What needs to be done: Omit the pictures and print exactly the lines of the listing below, starting at the first and ending at the line containing "MdSearch, MdZoomIn, MdZoomOut".

* * * * *

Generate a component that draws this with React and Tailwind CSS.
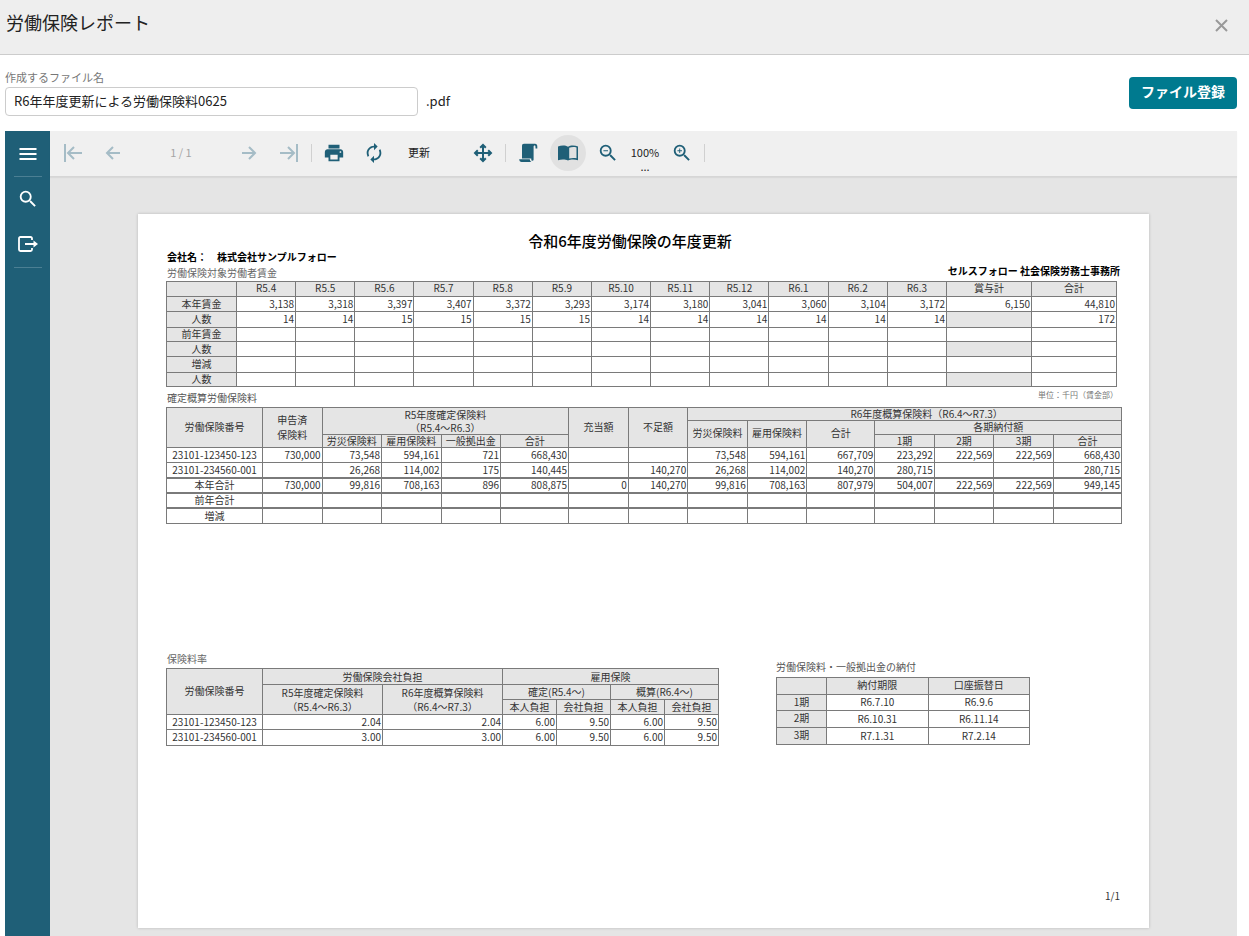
import { MdAutorenew, MdPrint, MdSearch, MdZoomIn, MdZoomOut } from "react-icons/md";

const months = ["R5.4", "R5.5", "R5.6", "R5.7", "R5.8", "R5.9", "R5.10", "R5.11", "R5.12", "R6.1", "R6.2", "R6.3"];

const wageRows = [
  {
    label: "本年賃金",
    height: "h-[15px]",
    values: ["3,138", "3,318", "3,397", "3,407", "3,372", "3,293", "3,174", "3,180", "3,041", "3,060", "3,104", "3,172", "6,150", "44,810"],
  },
  {
    label: "人数",
    height: "h-4",
    noBonus: true,
    values: ["14", "14", "15", "15", "15", "15", "14", "14", "14", "14", "14", "14", "", "172"],
  },
  { label: "前年賃金", height: "h-[14px]", values: Array(14).fill("") },
  { label: "人数", height: "h-[15px]", noBonus: true, values: Array(14).fill("") },
  { label: "増減", height: "h-4", values: Array(14).fill("") },
  { label: "人数", height: "h-[14px]", noBonus: true, values: Array(14).fill("") },
];

const premiumRows = [
  {
    label: "23101-123450-123",
    values: ["730,000", "73,548", "594,161", "721", "668,430", "", "", "73,548", "594,161", "667,709", "223,292", "222,569", "222,569", "668,430"],
  },
  {
    label: "23101-234560-001",
    thick: true,
    values: ["", "26,268", "114,002", "175", "140,445", "", "140,270", "26,268", "114,002", "140,270", "280,715", "", "", "280,715"],
  },
  {
    label: "本年合計",
    thick: true,
    values: ["730,000", "99,816", "708,163", "896", "808,875", "0", "140,270", "99,816", "708,163", "807,979", "504,007", "222,569", "222,569", "949,145"],
  },
  { label: "前年合計", thick: true, values: Array(14).fill("") },
  { label: "増減", values: Array(14).fill("") },
];

const rateRows = [
  { label: "23101-123450-123", height: "h-[15px]", values: ["2.04", "2.04", "6.00", "9.50", "6.00", "9.50"] },
  { label: "23101-234560-001", height: "h-4", values: ["3.00", "3.00", "6.00", "9.50", "6.00", "9.50"] },
];

const paymentRows = [
  { term: "1期", height: "h-4", due: "R6.7.10", debit: "R6.9.6" },
  { term: "2期", height: "h-[17px]", due: "R6.10.31", debit: "R6.11.14" },
  { term: "3期", height: "h-[17px]", due: "R7.1.31", debit: "R7.2.14" },
];

const StrokeIcon = ({ size, d, width = 2 }) => (
  <svg width={size} height={size} viewBox="0 0 20 20" fill="none" stroke="currentColor" strokeWidth={width}>
    <path d={d} />
  </svg>
);

const ScriptIcon = () => (
  <svg width="20" height="20" viewBox="0 0 20 20" fill="currentColor">
    <path d="M6 .8h11C18.500.8 19.300 2 19.300 3.400V5.500h-1.800V4c0-.9-.4-1.400-.9-1.400s-1 .5-1 1.400v12.600c0 .8-.5 1.200-1.100 1.200-.7 0-1.200-.5-1.200-1.300v-1.100H4V3C4 1.500 4.700.8 6 .8z" />
    <path d="M1.200 16.200h10.600c0 1.200.6 2.200 1.600 2.800H3.600c-1.400 0-2.400-1.200-2.400-2.800z" />
  </svg>
);

const BookIcon = () => (
  <svg width="20" height="16" viewBox="0 0 20 16" fill="currentColor">
    <path d="M0 1.500C3 .2 7.500 0 10 1.700V15.600C7.500 14.200 3 14.200 0 15.300z" />
    <path
      fillRule="evenodd"
      d="M10 1.700C12.500 0 17 .2 20 1.500V15.300c-3-1.100-7.500-1.100-10 .3zM11.200 2.700v10.900c2.200-.8 5.100-.8 7.300-.3V2.500c-2.200-.7-5.100-.6-7.300.2z"
    />
  </svg>
);

const ToolButton = ({ label, disabled, active, children }) => (
  <button
    type="button"
    aria-label={label}
    disabled={disabled}
    className={`flex size-9 shrink-0 items-center justify-center rounded-full ${
      disabled ? "text-[#a5bcc6]" : "text-[#1f5f77]"
    } ${active ? "bg-[#e1e1e1]" : ""}`}
  >
    {children}
  </button>
);

const Separator = () => <span className="h-[18px] w-px shrink-0 bg-[#d0d0d0]" />;

const Head = ({ className = "", ...props }) => (
  <th className={`border-r border-b border-[#7a7a7a] bg-[#e5e5e5] p-0 font-normal ${className}`} {...props} />
);

const Cell = ({ className = "", center, thick, ...props }) => (
  <td
    className={`border-r border-[#7a7a7a] p-0 pb-px ${center ? "text-center" : "pr-px text-right"} ${
      thick ? "border-b-2" : "border-b"
    } ${className}`}
    {...props}
  />
);

const Table = ({ className = "", ...props }) => (
  <table
    className={`table-fixed border-separate border-spacing-0 border-t border-l border-[#7a7a7a] leading-3 ${className}`}
    {...props}
  />
);

const WageTable = () => (
  <Table className="w-[951px]" aria-label="労働保険対象労働者賃金">
    <colgroup>
      <col className="w-[70px]" />
      <col span={12} />
      <col span={2} className="w-[85px]" />
    </colgroup>
    <thead>
      <tr className="h-[15px]">
        <Head />
        {months.map((month) => (
          <Head key={month} className="pb-0.5">
            {month}
          </Head>
        ))}
        <Head className="pb-0.5">賞与計</Head>
        <Head className="pb-0.5">合計</Head>
      </tr>
    </thead>
    <tbody>
      {wageRows.map((row, i) => (
        <tr key={i} className={row.height}>
          <Head scope="row" className="pb-px">
            {row.label}
          </Head>
          {row.values.map((value, j) => (
            <Cell key={j} className={row.noBonus && j === 12 ? "bg-[#e5e5e5]" : ""}>
              {value}
            </Cell>
          ))}
        </tr>
      ))}
    </tbody>
  </Table>
);

const PremiumTable = () => (
  <Table className="w-full" aria-label="確定概算労働保険料">
    <colgroup>
      <col className="w-24" />
      <col span={4} />
      <col className="w-[68px]" />
      <col span={4} />
      <col className="w-[68px]" />
      <col span={3} />
      <col className="w-[68px]" />
    </colgroup>
    <thead>
      <tr className="h-[13px]">
        <Head rowSpan={3} className="pb-0.5">
          労働保険番号
        </Head>
        <Head rowSpan={3} className="pb-0.5 leading-[15px]">
          申告済
          <br />
          保険料
        </Head>
        <Head rowSpan={2} colSpan={4} className="leading-[13px]">
          R5年度確定保険料
          <br />
          （R5.4～R6.3）
        </Head>
        <Head rowSpan={3} className="pb-0.5">
          充当額
        </Head>
        <Head rowSpan={3} className="pb-0.5">
          不足額
        </Head>
        <Head colSpan={7} className="pl-11">
          R6年度概算保険料（R6.4～R7.3）
        </Head>
      </tr>
      <tr className="h-[14px]">
        <Head rowSpan={2} className="pb-0.5">
          労災保険料
        </Head>
        <Head rowSpan={2} className="pb-0.5">
          雇用保険料
        </Head>
        <Head rowSpan={2} className="pb-0.5">
          合計
        </Head>
        <Head colSpan={4} className="pb-px">
          各期納付額
        </Head>
      </tr>
      <tr className="h-[13px]">
        <Head>労災保険料</Head>
        <Head>雇用保険料</Head>
        <Head>一般拠出金</Head>
        <Head>合計</Head>
        <Head>1期</Head>
        <Head>2期</Head>
        <Head>3期</Head>
        <Head>合計</Head>
      </tr>
    </thead>
    <tbody>
      {premiumRows.map((row, i) => (
        <tr key={row.label} className={i === 1 ? "h-4" : "h-[15px]"}>
          <Cell center thick={row.thick}>
            {row.label}
          </Cell>
          {row.values.map((value, j) => (
            <Cell key={j} thick={row.thick}>
              {value}
            </Cell>
          ))}
        </tr>
      ))}
    </tbody>
  </Table>
);

const RateTable = () => (
  <Table className="w-[553px]" aria-label="保険料率">
    <colgroup>
      <col className="w-24" />
      <col span={2} className="w-[120px]" />
      <col span={4} />
    </colgroup>
    <thead>
      <tr className="h-4">
        <Head rowSpan={3} className="pb-0.5">
          労働保険番号
        </Head>
        <Head colSpan={2}>労働保険会社負担</Head>
        <Head colSpan={4}>雇用保険</Head>
      </tr>
      <tr className="h-[15px]">
        <Head rowSpan={2} className="leading-[14px]">
          R5年度確定保険料
          <br />
          （R5.4～R6.3）
        </Head>
        <Head rowSpan={2} className="leading-[14px]">
          R6年度概算保険料
          <br />
          （R6.4～R7.3）
        </Head>
        <Head colSpan={2}>確定(R5.4～)</Head>
        <Head colSpan={2}>概算(R6.4～)</Head>
      </tr>
      <tr className="h-[15px]">
        <Head>本人負担</Head>
        <Head>会社負担</Head>
        <Head>本人負担</Head>
        <Head>会社負担</Head>
      </tr>
    </thead>
    <tbody>
      {rateRows.map((row) => (
        <tr key={row.label} className={row.height}>
          <Cell center>{row.label}</Cell>
          {row.values.map((value, j) => (
            <Cell key={j}>{value}</Cell>
          ))}
        </tr>
      ))}
    </tbody>
  </Table>
);

const PaymentTable = () => (
  <Table className="w-[254px]" aria-label="労働保険料・一般拠出金の納付">
    <colgroup>
      <col className="w-[50px]" />
      <col span={2} />
    </colgroup>
    <thead>
      <tr className="h-[17px]">
        <Head />
        <Head className="pb-0.5">納付期限</Head>
        <Head className="pb-0.5">口座振替日</Head>
      </tr>
    </thead>
    <tbody>
      {paymentRows.map((row) => (
        <tr key={row.term} className={row.height}>
          <Head scope="row" className="pb-0.5">
            {row.term}
          </Head>
          <Cell center>{row.due}</Cell>
          <Cell center>{row.debit}</Cell>
        </tr>
      ))}
    </tbody>
  </Table>
);

const ReportPage = () => (
  <article className="mx-auto flex min-h-[714px] w-[1011px] flex-col bg-white pt-[18px] pr-[27px] pb-6 pl-7 text-[10px] text-[#333] shadow-[0_0_3px_rgba(0,0,0,0.2)]">
    <h2 className="pr-7 text-center text-[15px] leading-[18px] font-medium text-black">令和6年度労働保険の年度更新</h2>
    <p className="pb-px pl-px leading-[14px] font-bold text-black">会社名：　株式会社サンプルフォロー</p>
    <div className="flex items-start justify-between pr-0.5 pl-px">
      <p className="leading-4 text-[#666]">労働保険対象労働者賃金</p>
      <p className="leading-3 font-bold text-black">セルスフォロー 社会保険労務士事務所</p>
    </div>
    <WageTable />

    <div className="flex h-5 items-center justify-between pl-px">
      <p className="text-[#555]">確定概算労働保険料</p>
      <p className="self-start pr-1 text-[8px] leading-4 text-[#777]">単位：千円（賃金部）</p>
    </div>
    <PremiumTable />

    <div className="mt-[126px] flex items-start gap-[57px]">
      <section>
        <p className="pl-px leading-[18px] text-[#666]">保険料率</p>
        <RateTable />
      </section>
      <section className="pt-[7px]">
        <p className="leading-5 text-[#555]">労働保険料・一般拠出金の納付</p>
        <PaymentTable />
      </section>
    </div>

    <p className="mt-auto pr-0.5 text-right leading-4">1/1</p>
  </article>
);

const Toolbar = () => (
  <div
    role="toolbar"
    aria-label="レポート操作"
    className="flex h-[46px] shrink-0 items-center gap-1 border-b border-[#d6d6d6] bg-[#f0f0f0] pb-0.5 pl-[5px] text-[11px] text-[#222] shadow-[0_1px_1px_rgba(0,0,0,0.05)]"
  >
    <ToolButton label="最初のページ" disabled>
      <StrokeIcon size={20} d="M2 1v18M19 10H5M11 4l-6 6 6 6" />
    </ToolButton>
    <ToolButton label="前のページ" disabled>
      <StrokeIcon size={20} d="M17 10H4M10 4l-6 6 6 6" />
    </ToolButton>
    <span className="w-[92px] text-center text-[#a5a5a5]">1 / 1</span>
    <ToolButton label="次のページ" disabled>
      <StrokeIcon size={20} d="M3 10h13M10 4l6 6-6 6" />
    </ToolButton>
    <ToolButton label="最後のページ" disabled>
      <StrokeIcon size={20} d="M18 1v18M1 10h14M9 4l6 6-6 6" />
    </ToolButton>
    <Separator />
    <ToolButton label="印刷">
      <MdPrint size={22} />
    </ToolButton>
    <ToolButton label="再読み込み">
      <MdAutorenew size={22} />
    </ToolButton>
    <button type="button" className="w-[65px] px-3 text-left">
      更新
    </button>
    <ToolButton label="移動">
      <StrokeIcon
        size={20}
        d="M10 2v16M2 10h16M7.200 4.800L10 2l2.800 2.800M7.200 15.200L10 18l2.800-2.800M4.800 7.200L2 10l2.800 2.800M15.200 7.200L18 10l-2.800 2.800"
      />
    </ToolButton>
    <Separator />
    <ToolButton label="連続表示">
      <ScriptIcon />
    </ToolButton>
    <ToolButton label="ページ表示" active>
      <BookIcon />
    </ToolButton>
    <ToolButton label="縮小">
      <MdZoomOut size={22} />
    </ToolButton>
    <button type="button" className="flex w-[30px] flex-col items-center pt-3 leading-[14px]">
      <span>100%</span>
      <span>...</span>
    </button>
    <ToolButton label="拡大">
      <MdZoomIn size={22} />
    </ToolButton>
    <Separator />
  </div>
);

const SideMenu = () => (
  <nav className="flex w-[45px] shrink-0 flex-col items-center bg-[#1f5f77] text-white">
    <button type="button" aria-label="メニュー" className="flex h-[45px] w-full items-center justify-center">
      <StrokeIcon size={20} d="M1.500 5h17M1.500 10h17M1.500 15h17" />
    </button>
    <span className="h-px w-7 bg-[#4b7f93]" />
    <button type="button" aria-label="検索" className="flex h-[45px] w-full items-center justify-center pb-0.5">
      <MdSearch size={22} />
    </button>
    <button type="button" aria-label="エクスポート" className="flex h-[45px] w-full items-center justify-center pb-0.5">
      <svg width="20" height="20" viewBox="0 0 20 20" fill="none" stroke="currentColor" strokeWidth="1.800">
        <path d="M14 6V4.500Q14 3 12.500 3h-10Q1 3 1 4.500v11Q1 17 2.500 17h10q1.500 0 1.500-1.500V14M7 10h9" />
        <path d="M15.500 6.500L20 10l-4.500 3.500z" fill="currentColor" stroke="none" />
      </svg>
    </button>
    <span className="h-px w-7 bg-[#4b7f93]" />
  </nav>
);

export default function App() {
  return (
    <div
      lang="ja"
      className="flex min-h-screen flex-col bg-white font-['Noto_Sans_CJK_JP','Noto_Sans',sans-serif] text-[#222]"
    >
      <header className="flex h-[55px] shrink-0 items-center justify-between border-b border-[#ccc] bg-[#eee] pr-5 pl-[6px]">
        <h1 className="pb-2.5 text-lg">労働保険レポート</h1>
        <button type="button" aria-label="閉じる" className="pb-1 text-[#999]">
          <svg width="15" height="15" viewBox="0 0 15 15" fill="none" stroke="currentColor" strokeWidth="2">
            <path d="M2 2l11 11M13 2L2 13" />
          </svg>
        </button>
      </header>

      <main className="flex flex-1 flex-col pr-3 pl-[5px]">
        <div className="flex items-start justify-between pt-3.5 pb-[15px]">
          <div>
            <label htmlFor="file-name" className="block pb-0.5 text-[11px] leading-4 text-[#777]">
              作成するファイル名
            </label>
            <div className="flex items-center gap-2 text-[13px]">
              <input
                id="file-name"
                type="text"
                defaultValue="R6年年度更新による労働保険料0625"
                className="h-[29px] w-[413px] rounded-sm border border-[#ccc] bg-white px-2 pb-0.5"
              />
              <span className="pb-0.5">.pdf</span>
            </div>
          </div>
          <button
            type="button"
            className="mt-2 h-8 rounded-sm bg-[#007a8f] px-3 pb-1 text-sm font-bold text-white"
          >
            ファイル登録
          </button>
        </div>

        <div className="flex flex-1">
          <SideMenu />
          <div className="flex min-w-0 flex-1 flex-col bg-[#e5e5e5]">
            <Toolbar />
            <div className="flex-1 overflow-auto pt-[37px] pb-2">
              <ReportPage />
            </div>
          </div>
        </div>
      </main>
    </div>
  );
}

* * * * *

Exercise result:
Generate a component that draws this with React and Tailwind CSS.
import { MdAutorenew, MdPrint, MdSearch, MdZoomIn, MdZoomOut } from "react-icons/md";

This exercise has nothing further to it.